ESSEX, LONDON- Anne Wafula Strike is like the proverbial cat with 9 lives. In her whole life, she has defied odds, fought superstition and challenged status quo because she was meant to live like a normal human and not be locked up in some hut in Webuye, Kakamega County.
Her story is that of determination, guts and positivity. It is inspiring and motivating especially when you look back to her days growing up. And in that spirit, Anne Wafula Strike has defied all the disability odds to become a powerful, admired role model in the United Kingdom. She literally dines with royalty.
"I was born as a normal healthy child- that is what my parents tell me. And when I was two and half years, I got very ill; nobody knew what was happening," she says.

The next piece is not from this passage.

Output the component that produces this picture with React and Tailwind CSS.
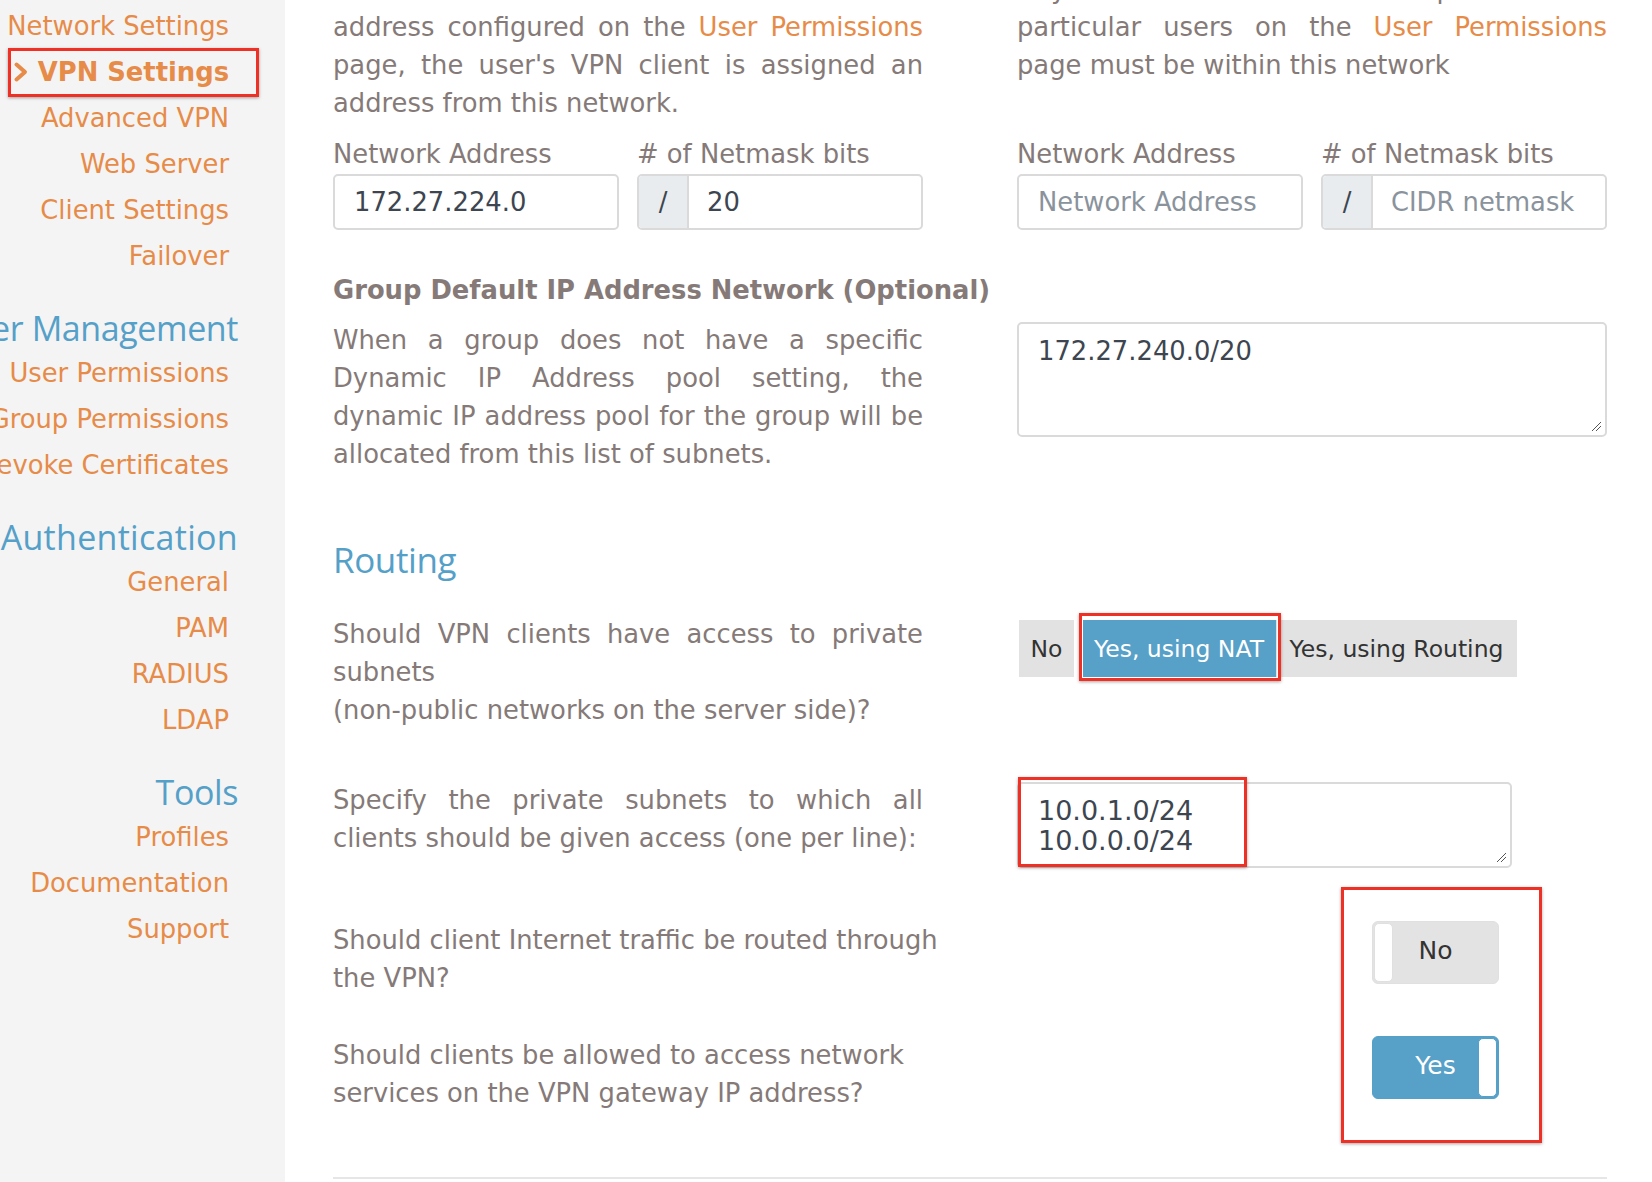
import React from "react";

const Item = ({ children }) => (
  <div className="flex h-[46px] items-center justify-end pr-[56px]">
    <span className="shrink-0 whitespace-nowrap text-[25.8px] text-[#e78b48]">{children}</span>
  </div>
);

const Heading = ({ children, wide }) => (
  <div className="mt-[27px] flex h-[44px] items-center justify-end pr-[47px]">
    <span
      className={
        "shrink-0 whitespace-nowrap font-['Open_Sans',sans-serif] text-[34px] text-[#55a0c8] " +
        (wide ? "tracking-[0.3px]" : "tracking-[-0.4px]")
      }
    >
      {children}
    </span>
  </div>
);

const J = ({ children }) => <div className="text-justify [text-align-last:justify] whitespace-nowrap">{children}</div>;
const L = ({ children }) => <div className="whitespace-nowrap">{children}</div>;
const Link = ({ children }) => <span className="text-[#e78b48]">{children}</span>;

const AddrField = ({ value, placeholder }) => (
  <div className="flex flex-col">
    <div className="h-[38px] leading-[38px]">Network Address</div>
    <div className="mt-px flex h-[56px] items-center rounded-[5px] border-2 border-[#dadada] bg-white px-[19px]">
      {value ? <span className="text-[#3d4650]">{value}</span> : <span className="text-[#8a939c]">{placeholder}</span>}
    </div>
  </div>
);

const MaskField = ({ value, placeholder }) => (
  <div className="flex flex-col">
    <div className="h-[38px] leading-[38px]"># of Netmask bits</div>
    <div className="mt-px flex h-[56px] overflow-hidden rounded-[5px] border-2 border-[#dadada] bg-white">
      <div className="flex w-[50px] items-center justify-center border-r-2 border-[#dadada] bg-[#e9ecef] text-[#3d4650]">/</div>
      <div className="flex items-center px-[18px]">
        {value ? <span className="text-[#3d4650]">{value}</span> : <span className="text-[#8a939c]">{placeholder}</span>}
      </div>
    </div>
  </div>
);

const ResizeGrip = () => (
  <svg className="absolute bottom-[3px] right-[3px]" width="12" height="12" viewBox="0 0 12 12">
    <line x1="2" y1="11" x2="11" y2="2" stroke="#555" strokeWidth="1" />
    <line x1="6" y1="11" x2="11" y2="6" stroke="#555" strokeWidth="1" />
  </svg>
);

const Toggle = ({ on, label }) => (
  <div
    className={
      "relative flex h-[63px] w-[127px] items-center justify-center rounded-[6px] border " +
      (on ? "border-[#53a0c9] bg-[#57a0c8] text-white" : "border-[#e0e0e0] bg-[#e3e3e3] text-[#333]")
    }
  >
    <div
      className={
        "absolute top-[1px] bottom-[1px] w-[19px] rounded-[5px] bg-white " +
        (on ? "right-[1px] border border-[#53a0c9]" : "left-[1px] border border-[#e0e0e0]")
      }
    />
    <span className="relative -mt-[3px] text-[25px]">{label}</span>
  </div>
);

export default function App() {
  return (
    <div className="relative flex h-[1182px] w-[1652px] overflow-hidden bg-white font-['DejaVu_Sans',sans-serif]">
      {/* Sidebar */}
      <aside className="relative w-[285px] shrink-0 overflow-hidden bg-[#f4f4f4] pt-[3px]">
        <Item>Network Settings</Item>
        <div className="flex h-[46px] items-center justify-end pr-[56px]">
          <svg className="mr-[9px] shrink-0" width="16" height="22" viewBox="0 0 16 22">
            <polyline points="3.5,3.5 12,11 3.5,18.5" fill="none" stroke="#e78b48" strokeWidth="4" strokeLinecap="round" strokeLinejoin="round" />
          </svg>
          <span className="shrink-0 whitespace-nowrap text-[25.8px] font-bold text-[#e78b48]">VPN Settings</span>
        </div>
        <Item>Advanced VPN</Item>
        <Item>Web Server</Item>
        <Item>Client Settings</Item>
        <Item>Failover</Item>
        <Heading>User Management</Heading>
        <Item>User Permissions</Item>
        <Item>Group Permissions</Item>
        <Item>Revoke Certificates</Item>
        <Heading wide>Authentication</Heading>
        <Item>General</Item>
        <Item>PAM</Item>
        <Item>RADIUS</Item>
        <Item>LDAP</Item>
        <Heading>Tools</Heading>
        <Item>Profiles</Item>
        <Item>Documentation</Item>
        <Item>Support</Item>
      </aside>

      {/* Main */}
      <main className="relative flex-1 pl-[48px] pr-[45px] text-[25.8px] leading-[38px] text-[#857a78]">
        <div className="-mt-[30px] grid grid-cols-[590px_590px] gap-x-[94px]">
          <div>
            <J>When a user does not have a static VPN IP</J>
            <J>
              address configured on the <Link>User Permissions</Link>
            </J>
            <J>page, the user's VPN client is assigned an</J>
            <L>address from this network.</L>
            <div className="mt-[13px] grid grid-cols-2 gap-x-[18px]">
              <AddrField value="172.27.224.0" />
              <MaskField value="20" />
            </div>
          </div>
          <div>
            <J>Any static IP addresses specified for</J>
            <J>
              particular users on the <Link>User Permissions</Link>
            </J>
            <L>page must be within this network</L>
            <div className="mt-[51px] grid grid-cols-2 gap-x-[18px]">
              <AddrField placeholder="Network Address" />
              <MaskField placeholder="CIDR netmask" />
            </div>
          </div>
        </div>

        <div className="mt-[41px] whitespace-nowrap font-bold">Group Default IP Address Network (Optional)</div>

        <div className="mt-[12px] grid grid-cols-[590px_590px] gap-x-[94px]">
          <div>
            <J>When a group does not have a specific</J>
            <J>Dynamic IP Address pool setting, the</J>
            <J>dynamic IP address pool for the group will be</J>
            <L>allocated from this list of subnets.</L>
          </div>
          <div className="relative mt-px h-[115px] rounded-[5px] border-2 border-[#dadada] px-[19px] pt-[8px] text-[#3d4650]">
            172.27.240.0/20
            <ResizeGrip />
          </div>
        </div>

        <div className="mt-[65px] h-[44px] font-['Open_Sans',sans-serif] text-[35px] leading-[44px] tracking-[-0.4px] text-[#55a0c8]">Routing</div>

        <div className="mt-[33px] grid grid-cols-[590px_590px] gap-x-[94px]">
          <div>
            <J>Should VPN clients have access to private</J>
            <L>subnets</L>
            <L>(non-public networks on the server side)?</L>
          </div>
          <div className="pl-[2px] pt-[5px]">
            <div className="flex h-[57px] w-fit bg-white text-[23.5px] text-[#333]">
              <div className="flex w-[55px] items-center justify-center bg-[#e2e2e2]">No</div>
              <div className="ml-[8px] flex w-[194px] items-center justify-center bg-[#57a0c8] text-white">Yes, using NAT</div>
              <div className="flex w-[241px] items-center justify-center bg-[#e2e2e2]">Yes, using Routing</div>
            </div>
          </div>
        </div>

        <div className="mt-[52px] grid grid-cols-[590px_590px] gap-x-[94px]">
          <div>
            <J>Specify the private subnets to which all</J>
            <L>clients should be given access (one per line):</L>
          </div>
          <div className="relative mt-px h-[86px] w-[495px] rounded-[5px] border-2 border-[#dadada] px-[19px] pt-[12px] text-[27px] leading-[30px] text-[#3d4650]">
            <div>10.0.1.0/24</div>
            <div>10.0.0.0/24</div>
            <ResizeGrip />
          </div>
        </div>

        <div className="mt-[53px] flex">
          <div className="w-[684px]">
            <L>Should client Internet traffic be routed through</L>
            <L>the VPN?</L>
          </div>
          <div className="pl-[355px]">
            <Toggle label="No" />
          </div>
        </div>

        <div className="mt-[39px] flex">
          <div className="w-[684px]">
            <L>Should clients be allowed to access network</L>
            <L>services on the VPN gateway IP address?</L>
          </div>
          <div className="pl-[355px]">
            <Toggle on label="Yes" />
          </div>
        </div>

        <div className="mt-[65px] h-[2px] bg-[#e6e6e6]" />
      </main>

      {/* Annotation overlays */}
      <div className="pointer-events-none absolute left-[8px] top-[48px] h-[49px] w-[251px] border-[3px] border-[#ee3124] shadow-[0_1px_3px_rgba(0,0,0,0.35)]" />
      <div className="pointer-events-none absolute left-[1079px] top-[613px] h-[68px] w-[202px] border-[3px] border-[#ee3124] shadow-[inset_0_0_0_1px_#fff,0_1px_3px_rgba(0,0,0,0.35)]" />
      <div className="pointer-events-none absolute left-[1018px] top-[777px] h-[90px] w-[229px] border-[3px] border-[#ee3124] shadow-[0_1px_3px_rgba(0,0,0,0.35)]" />
      <div className="pointer-events-none absolute left-[1341px] top-[887px] h-[256px] w-[201px] border-[3px] border-[#ee3124] shadow-[0_1px_3px_rgba(0,0,0,0.35)]" />
    </div>
  );
}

"And because of the kind of life then, there were two minds. Christians believed I was cursed by God and the traditionalists believed I had been bewitched."
Also on Daring Abroad
Apart from championing the rights of persons living with disability in the UK, Anne Wafula Strike is also a paralympian. She has participated in five Paralympics since 2004 and has also been to World Championships. But it has been long, a very long story, she says.
Had it not been for the aggression of her father though, a former military warrant officer, Anne Wafula Strike would not be who she is today. Her entire family had to fight superstition, primitive and archaic beliefs of her community back then, to let her live and see her dreams come true. And that her father did, against all the odds.
"The traditionalists expected my father to abandon me because they started seeing me as an outcast, a burden just like other disabled children who are locked up in houses," Anne tells Daring Abroad.
"It was then that my father took me to Kenyatta hospital where I was diagnosed with polio."
On Daring Abroad tonight, Anne Wafula-Strike also tells Alex Chamwada how and why villagers back in Mihuu, Webuye wanted to burn their home, how they managed to escape and the role her father played during the tumultuous times.
"We had to flee our home and ended up in Kahawa Barracks because my dad was in the army," she narrates.